Sociologist Annette Lareau famously called the dominant ethos of upper-middle-class parenting 'concerted cultivation.' 'Summer kid rot' shows how part of cultivation is now, also, de-cultivation. We readers of many legacy-media parenting articles may not be MAHA, but we're certainly quite carefully antimodern. 'Giving your kids everything' has become 'Taking some things away'—day camp, structure, screens, your own overbearing cruise-director presence—in a carefully calibrated recipe meant to produce the very feelings I get when I remember running across the lawn at the tail end of a family friend's barbecue, at twilight on the Fourth of July. Yes, I know this makes it sound as if I grew up in a magic-light ad for a Republican gubernatorial candidate; in some ways, I kind of did. Surely some of my classmates were 'rotting' in the TV way, not the fireflies way. But it's too late: This is what a perfect childhood summer feels like to me.
Edan Lepucki, a novelist and Substack writer, wrote a newsletter entry last year about her own plan to skip camp for her kids, making her an early adopter in the summer-rot space. Lepucki is a college lecturer who doesn't have to teach in summer, with a full-time remote-working husband, three kids (5, 9, and nearly 14), and relatives nearby for occasional child care swapping, located in a high-cost-of-living area. For her, the price of camp would have been exorbitant, so she saw the choice to skip it in 2024 as a pragmatic one. She's doing it again this year, with the exception of one week of camp and some family travel.
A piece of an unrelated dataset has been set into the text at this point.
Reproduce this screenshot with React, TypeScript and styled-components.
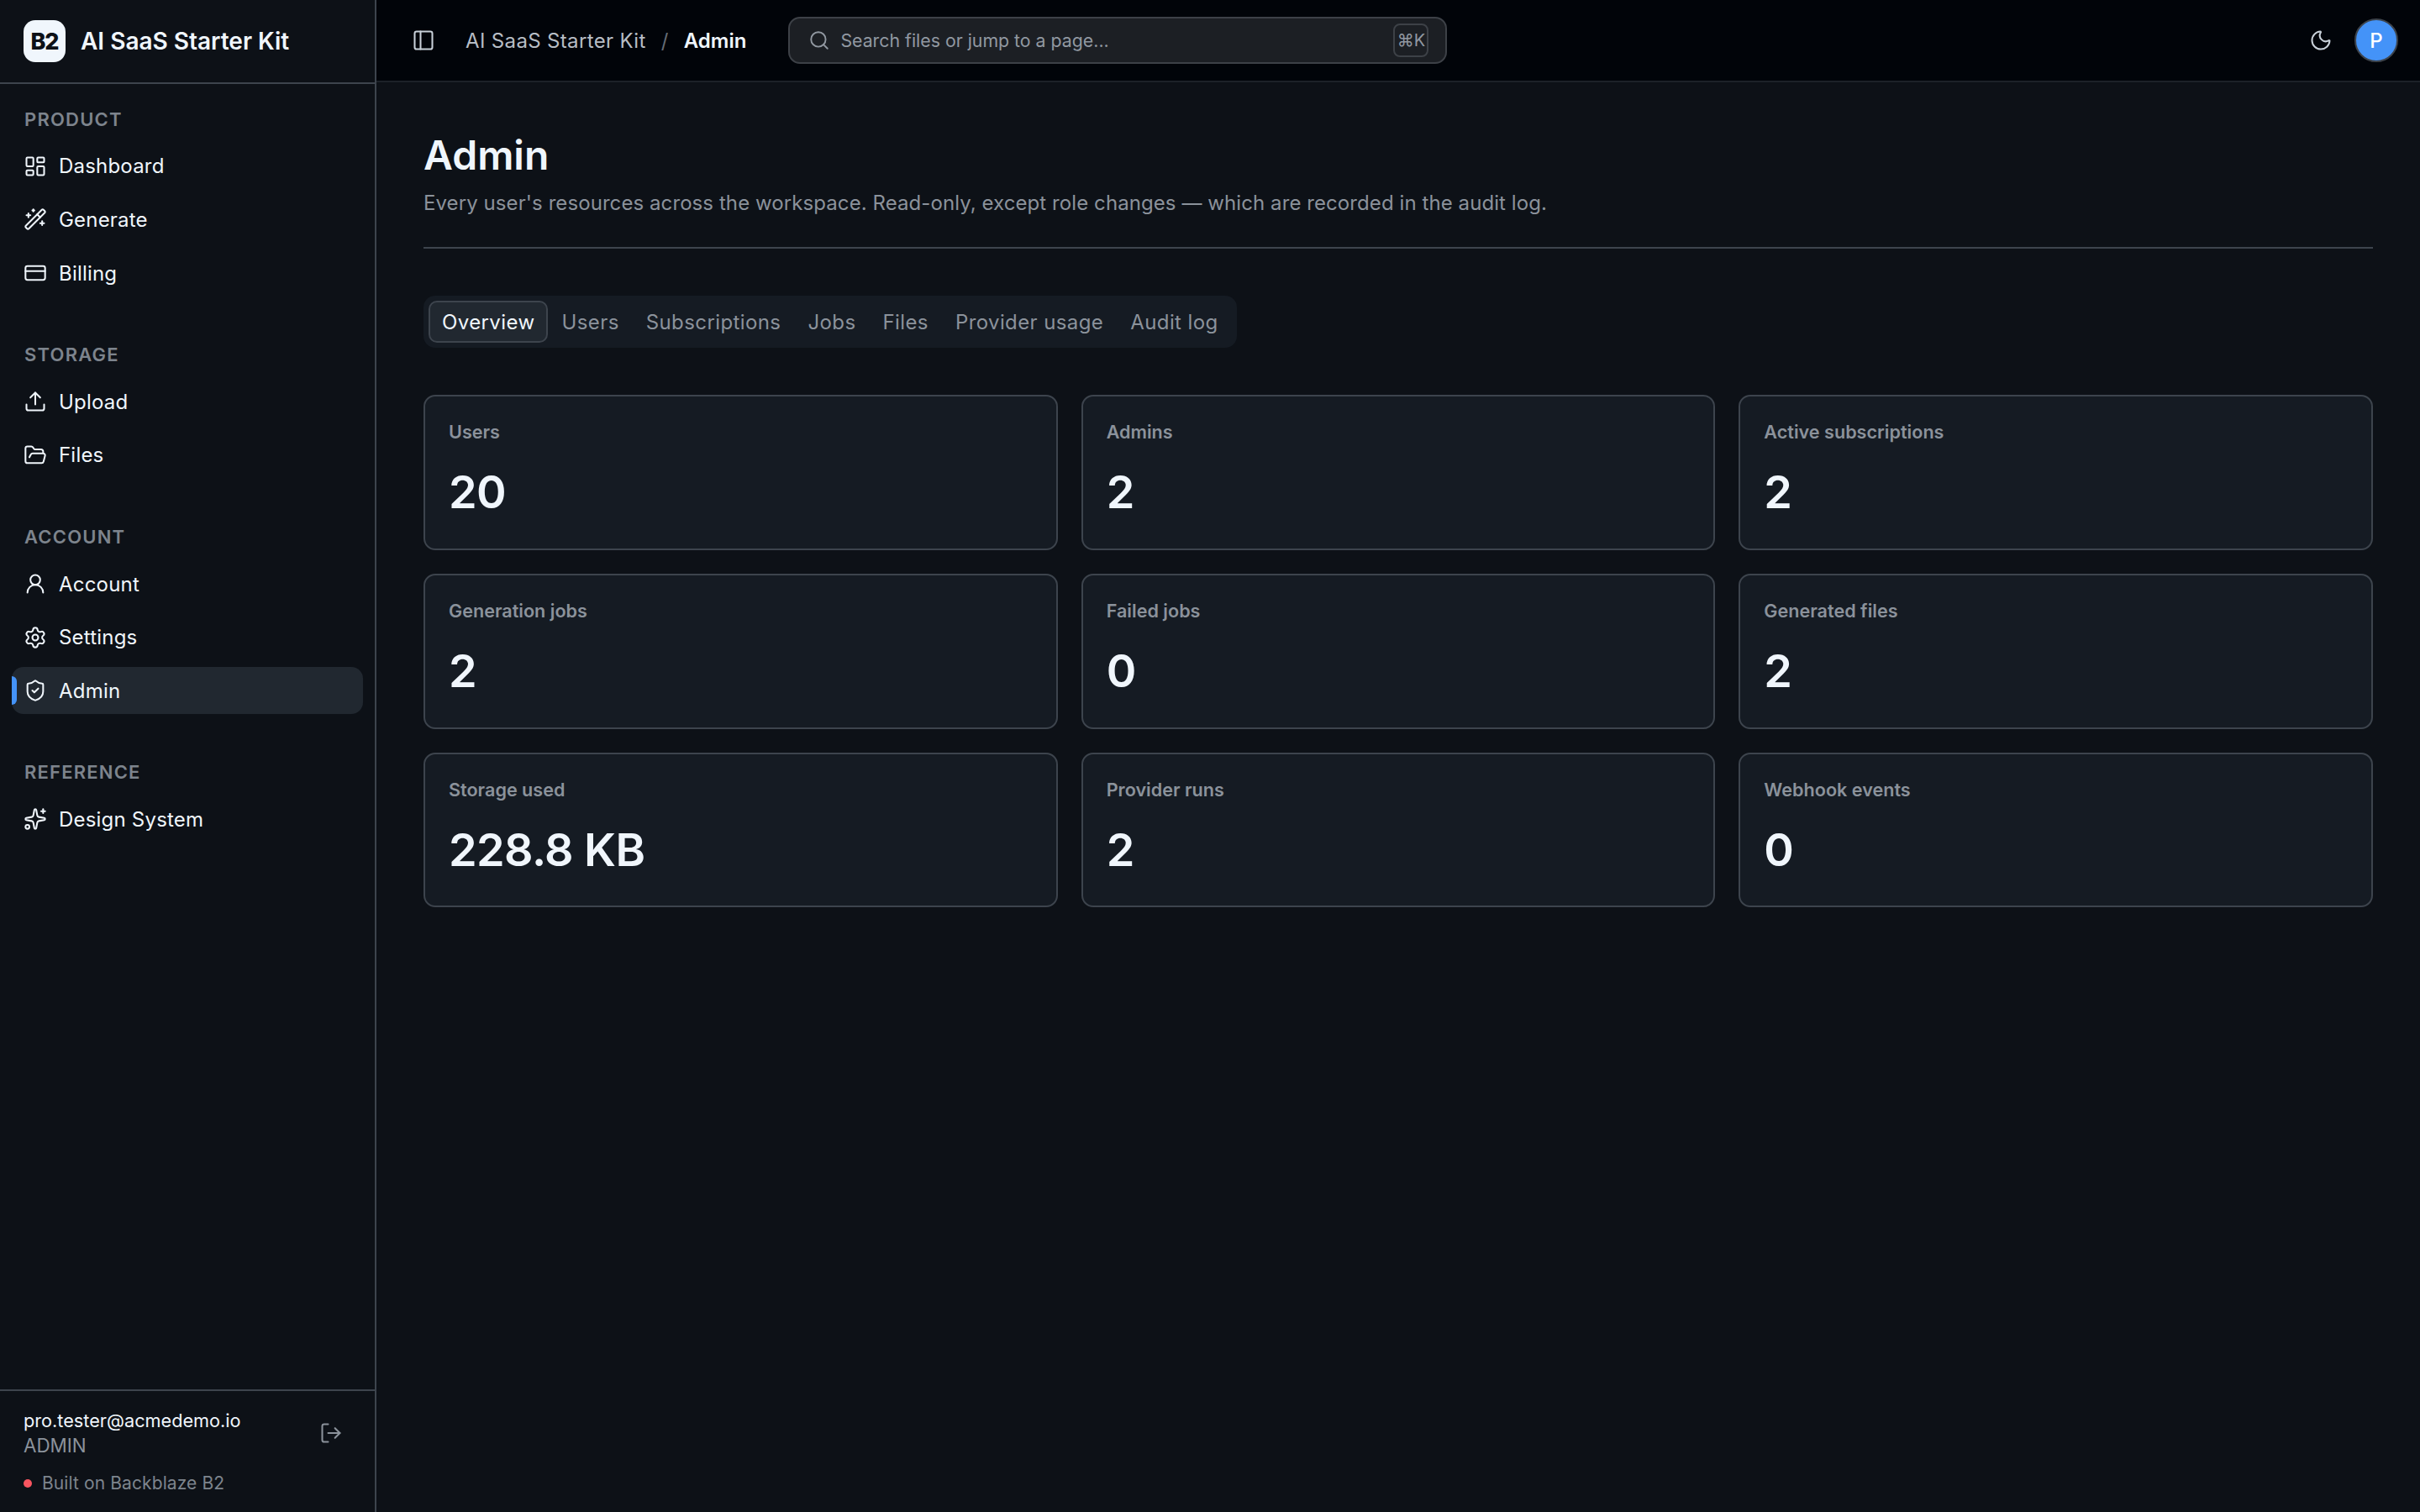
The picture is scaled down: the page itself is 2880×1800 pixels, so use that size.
import React from "react";
import styled, { createGlobalStyle } from "styled-components";
import {
  CreditCard,
  FolderOpen,
  LayoutDashboard,
  LogOut,
  Moon,
  PanelLeft,
  Search,
  Settings,
  ShieldCheck,
  Sparkles,
  Upload,
  UserRound,
  WandSparkles,
} from "lucide-react";

const GlobalStyle = createGlobalStyle`
  html, body, #root {
    margin: 0;
    height: 100%;
    background: #0d1117;
  }
  body {
    font-family: Inter, "Noto Sans", sans-serif;
    color: #f0f6fc;
    overflow: hidden;
  }
  * {
    box-sizing: border-box;
  }
`;

const Shell = styled.div`
  display: flex;
  width: 2880px;
  height: 1800px;
`;

const Sidebar = styled.aside`
  width: 448px;
  flex: none;
  display: flex;
  flex-direction: column;
  background: #0d1117;
  border-right: 2px solid #3d444d;
`;

const Brand = styled.div`
  height: 100px;
  flex: none;
  display: flex;
  align-items: center;
  gap: 18px;
  padding: 0 28px;
  border-bottom: 2px solid #3d444d;
`;

const LogoMark = styled.div`
  width: 50px;
  height: 50px;
  border-radius: 14px;
  background: #f0f6fc;
  color: #0d1117;
  display: flex;
  align-items: center;
  justify-content: center;
  font-size: 27px;
  font-weight: 800;
  letter-spacing: -1.2px;
`;

const BrandName = styled.span`
  font-size: 28px;
  font-weight: 600;
`;

const Nav = styled.nav`
  flex: 1;
  display: flex;
  flex-direction: column;
  gap: 53.8px;
  padding: 26.5px 14px 0;
`;

const Section = styled.div`
  display: flex;
  flex-direction: column;
  gap: 7.6px;
`;

const SectionLabel = styled.div`
  height: 30px;
  line-height: 30px;
  margin: 0 0 5.8px 15px;
  font-size: 22px;
  font-weight: 600;
  letter-spacing: 1.2px;
  color: #7d848d;
`;

const NavItem = styled.a<{ $active?: boolean }>`
  position: relative;
  height: 56px;
  display: flex;
  align-items: center;
  gap: 14px;
  padding: 0 14px;
  border-radius: 14px;
  font-size: 24px;
  letter-spacing: 0.2px;
  color: #f0f6fc;
  background: ${(p) => (p.$active ? "#212830" : "transparent")};

  svg {
    flex: none;
  }
`;

const ActiveBar = styled.span`
  position: absolute;
  left: 0;
  top: 11px;
  width: 6px;
  height: 34px;
  border-radius: 0 6px 6px 0;
  background: #4493f8;
`;

const SidebarFooter = styled.div`
  flex: none;
  height: 146px;
  padding: 20px 28px 0;
  border-top: 2px solid #3d444d;
`;

const UserRow = styled.div`
  display: flex;
  align-items: center;
  justify-content: space-between;
  padding-right: 10px;
  color: #8b929b;
`;

const UserEmail = styled.div`
  font-size: 21.7px;
  line-height: 30px;
  color: #f0f6fc;
`;

const UserRole = styled.div`
  font-size: 22.4px;
  line-height: 30px;
  color: #8b929b;
`;

const BuiltOn = styled.div`
  display: flex;
  align-items: center;
  gap: 12px;
  margin-top: 16px;
  font-size: 21px;
  line-height: 28px;
  letter-spacing: 0.1px;
  color: #7d848d;
`;

const StatusDot = styled.span`
  width: 10px;
  height: 10px;
  border-radius: 50%;
  background: #f85560;
`;

const Content = styled.div`
  flex: 1;
  min-width: 0;
  display: flex;
  flex-direction: column;
`;

const TopBar = styled.header`
  height: 98px;
  flex: none;
  display: flex;
  align-items: center;
  padding: 0 26px 0 42px;
  background: #010409;
  border-bottom: 2px solid #1c2128;
  color: #c9d1d9;
`;

const Crumbs = styled.div`
  display: flex;
  align-items: center;
  gap: 18px;
  margin-left: 36px;
  font-size: 24px;
  letter-spacing: 0.35px;
  color: #b7bdc5;
`;

const CrumbSlash = styled.span`
  color: #656c76;
`;

const CrumbCurrent = styled.span`
  font-weight: 600;
  letter-spacing: 0;
  color: #f0f6fc;
`;

const SearchBox = styled.div`
  width: 784px;
  height: 56px;
  margin-left: 50px;
  display: flex;
  align-items: center;
  gap: 12px;
  padding: 0 20px 0 22px;
  border: 2px solid #3d4147;
  border-radius: 14px;
  background: #1c1f24;
  color: #9198a1;
  font-size: 21.3px;
`;

const SearchText = styled.span`
  flex: 1;
`;

const Kbd = styled.kbd`
  width: 42px;
  height: 40px;
  display: flex;
  align-items: center;
  justify-content: center;
  border: 2px solid #3d4147;
  border-radius: 8px;
  font-family: Inter, "DejaVu Sans", sans-serif;
  font-size: 20px;
  color: #9198a1;
`;

const TopActions = styled.div`
  margin-left: auto;
  display: flex;
  align-items: center;
  gap: 26px;
`;

const Avatar = styled.div`
  width: 52px;
  height: 52px;
  display: flex;
  align-items: center;
  justify-content: center;
  border: 2px solid #3d444d;
  border-radius: 50%;
  background: #4493f8;
  color: #ffffff;
  font-size: 24px;
  font-weight: 500;
`;

const Main = styled.main`
  flex: 1;
  padding: 56px;
`;

const PageHead = styled.div`
  height: 142px;
  border-bottom: 2px solid #3d444d;
`;

const Title = styled.h1`
  margin: 0;
  font-size: 48px;
  line-height: 62px;
  font-weight: 600;
`;

const Subtitle = styled.p`
  margin: 8.5px 0 0;
  font-size: 24px;
  line-height: 34px;
  letter-spacing: 0.08px;
  color: #8b929b;
`;

const Tabs = styled.div`
  display: inline-flex;
  height: 62px;
  margin-top: 56px;
  padding: 6px;
  background: #151b23;
  border-radius: 14px;
`;

const Tab = styled.div<{ $active?: boolean }>`
  display: flex;
  align-items: center;
  padding: 0 14px;
  border: 2px solid ${(p) => (p.$active ? "#3d444d" : "transparent")};
  border-radius: 10px;
  font-size: 24px;
  letter-spacing: 0.4px;
  color: ${(p) => (p.$active ? "#f0f6fc" : "#8b929b")};
  background: ${(p) => (p.$active ? "#212830" : "transparent")};
`;

const StatGrid = styled.div`
  display: grid;
  grid-template-columns: repeat(3, 1fr);
  grid-auto-rows: 184.8px;
  gap: 28px;
  margin-top: 56px;
`;

const StatCard = styled.div`
  padding: 28px 28px 0;
  background: #151b23;
  border: 2px solid #3d444d;
  border-radius: 14px;
`;

const StatLabel = styled.div`
  font-size: 21.6px;
  line-height: 28px;
  font-weight: 600;
  color: #8b929b;
`;

const StatValue = styled.div`
  margin-top: 24px;
  font-size: 54px;
  line-height: 68px;
  font-weight: 600;
  letter-spacing: -0.6px;
`;

const navSections = [
  {
    label: "PRODUCT",
    items: [
      { name: "Dashboard", icon: LayoutDashboard },
      { name: "Generate", icon: WandSparkles },
      { name: "Billing", icon: CreditCard },
    ],
  },
  {
    label: "STORAGE",
    items: [
      { name: "Upload", icon: Upload },
      { name: "Files", icon: FolderOpen },
    ],
  },
  {
    label: "ACCOUNT",
    items: [
      { name: "Account", icon: UserRound },
      { name: "Settings", icon: Settings },
      { name: "Admin", icon: ShieldCheck },
    ],
  },
  {
    label: "REFERENCE",
    items: [{ name: "Design System", icon: Sparkles }],
  },
];

const tabs = ["Overview", "Users", "Subscriptions", "Jobs", "Files", "Provider usage", "Audit log"];

const stats = [
  { label: "Users", value: "20" },
  { label: "Admins", value: "2" },
  { label: "Active subscriptions", value: "2" },
  { label: "Generation jobs", value: "2" },
  { label: "Failed jobs", value: "0" },
  { label: "Generated files", value: "2" },
  { label: "Storage used", value: "228.8 KB" },
  { label: "Provider runs", value: "2" },
  { label: "Webhook events", value: "0" },
];

const App = () => {
  return (
    <Shell>
      <GlobalStyle />
      <Sidebar>
        <Brand>
          <LogoMark>B2</LogoMark>
          <BrandName>AI SaaS Starter Kit</BrandName>
        </Brand>
        <Nav>
          {navSections.map((section) => (
            <Section key={section.label}>
              <SectionLabel>{section.label}</SectionLabel>
              {section.items.map((item) => (
                <NavItem key={item.name} $active={item.name === "Admin"}>
                  {item.name === "Admin" && <ActiveBar />}
                  <item.icon size={28} strokeWidth={1.75} />
                  {item.name}
                </NavItem>
              ))}
            </Section>
          ))}
        </Nav>
        <SidebarFooter>
          <UserRow>
            <div>
              <UserEmail>pro.tester@acmedemo.io</UserEmail>
              <UserRole>ADMIN</UserRole>
            </div>
            <LogOut size={28} strokeWidth={1.75} />
          </UserRow>
          <BuiltOn>
            <StatusDot />
            Built on Backblaze B2
          </BuiltOn>
        </SidebarFooter>
      </Sidebar>
      <Content>
        <TopBar>
          <PanelLeft size={28} strokeWidth={1.75} />
          <Crumbs>
            AI SaaS Starter Kit
            <CrumbSlash>/</CrumbSlash>
            <CrumbCurrent>Admin</CrumbCurrent>
          </Crumbs>
          <SearchBox>
            <Search size={26} strokeWidth={1.75} />
            <SearchText>Search files or jump to a page...</SearchText>
            <Kbd>⌘K</Kbd>
          </SearchBox>
          <TopActions>
            <Moon size={28} strokeWidth={1.75} />
            <Avatar>P</Avatar>
          </TopActions>
        </TopBar>
        <Main>
          <PageHead>
            <Title>Admin</Title>
            <Subtitle>
              Every user's resources across the workspace. Read-only, except role changes — which are recorded in the audit log.
            </Subtitle>
          </PageHead>
          <Tabs>
            {tabs.map((tab) => (
              <Tab key={tab} $active={tab === "Overview"}>
                {tab}
              </Tab>
            ))}
          </Tabs>
          <StatGrid>
            {stats.map((stat) => (
              <StatCard key={stat.label}>
                <StatLabel>{stat.label}</StatLabel>
                <StatValue>{stat.value}</StatValue>
              </StatCard>
            ))}
          </StatGrid>
        </Main>
      </Content>
    </Shell>
  );
};

export default App;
How's it going? 'They're watching TV, reading, drawing, playing Barbies/figures, playing 'baseball' in the yard with a tennis ball and a wiffle ball bat,' she wrote in an email. She doesn't think of this as being the same as 'rotting,' and said she would not let her teenager sleep in super late every day or have the kids 'die on screens for hours.' (These particular kids don't have access to iPads or phones.) It was the way Lepucki talked about a no-camp summer in her Substack last year—'What is childhood if not long afternoons of sunshine and fun, your backpack cobwebbing at the back of the closet, homework a far off concept as you burnish an image of your brand new, back-to-school self? What paradise!'—that first made me wonder if I was doing enough to make my own kid's summers feel properly endless.
This is the third year since my own child grew out of having preschool coverage for the summer months—the third year of her day-camp era. There are a few things that have made her summers very different from mine: She's an only child, like an increasing number of American kids. Neither parent is a teacher, like my dad was, with the summer off to drive kids around; our neighborhood is walkable, but until this year, she hasn't quite been old enough, by today's standards, to ramble around and look for kids to hang out with. Besides, most of the other kids we know are … well … at $250-a-week day camp.
Despite all this, three weeks into summer, she's acquiring that spaced-out, blissful look; she's deep into piles of middle-grade graphic novels, discovering an affection for Nerds Ropes; she's running into friends at the pool when we go together on the weekends. I know, this is her life, and it's 2025, not 1900 or even 1983. I know it's ridiculous to put on a little Truman Show for her, to strip away just the right parts of modern life so she gets those good feelings I still return to at moments of unmoored anxiety. But even so, next year, friends and I are planning a 'rot camp.' We'll find a good week to leave our calendars mutually blank. One or two of us who work from home in a walkable neighborhood will serve as base. We'll text people we know, figure out what other kids are home; we'll give them some spending money so they can feel what it's like to choose what to do. Yes, we're trying to subtly plan out serendipity, a year in advance. Yes, we're concertedly cultivating. No, my parents didn't think nearly so hard about providing me with my own Happy Hollister days. So I promise that if the kids end up watching a little TV, I'll try to relax.